Yep, no "teaser" offers.


How is that a bad thing?


How is it not? Consent to releasing information should be supported on a granular on-demand level. If I initially only need name, I'll ask the user to consent for that. If I later on need an email (lets say for some additional functionality user is trying to access), I'll ask for email separately. This is much better than being constrained to only the initial scope being respected, resulting everyone basically request everything right away, faced with a situation where they can't do it later.


I think it is great. I have seen so many dark patterns where apps request more and more things they shouldn't need.

This way everything the app will need is up-front.


I believe the opposite is true. The apps will ask for information they don't need in case they'll need it later.


Can you offer a real-world example of when this would be the case for a product where logging in is required?


You sign up for a product. No email is requested/provided.

You might later want: - to submit a support request and receive a response via email. - to get blog posts or product updates in your email. - to receive a transaction receipt

Trust is earned over time. I would much rather grant granular scopes as a product builds trust.

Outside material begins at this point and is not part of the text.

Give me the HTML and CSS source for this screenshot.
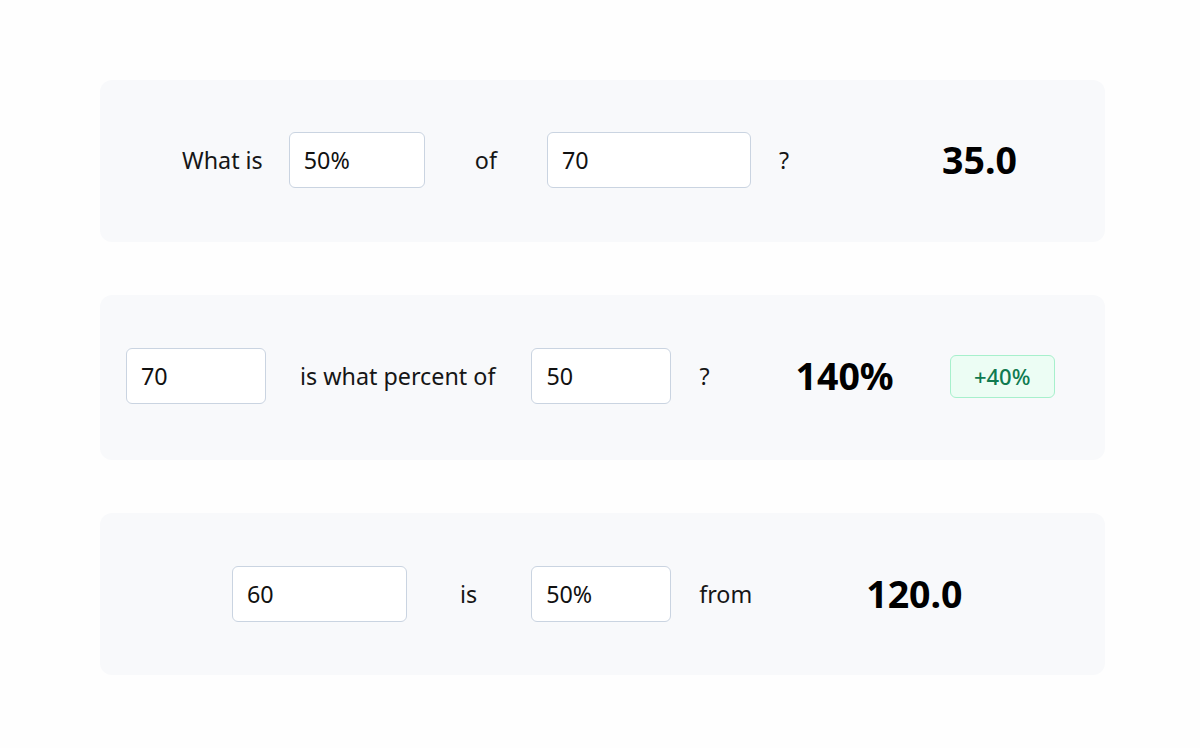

Even from a user standpoint... oops I clicked the "cancel" button when I meant to click "confirm" and now I have to go through the signup process all over again because the developer is not allowed to ask me again.


Last time I touched permissions the app was able to give the user a link to iOS Settings page where the user can grant previously denied permissions.


Is there a straight-forward deauthorize / re-request ux loop to allow for changes to app scope over time?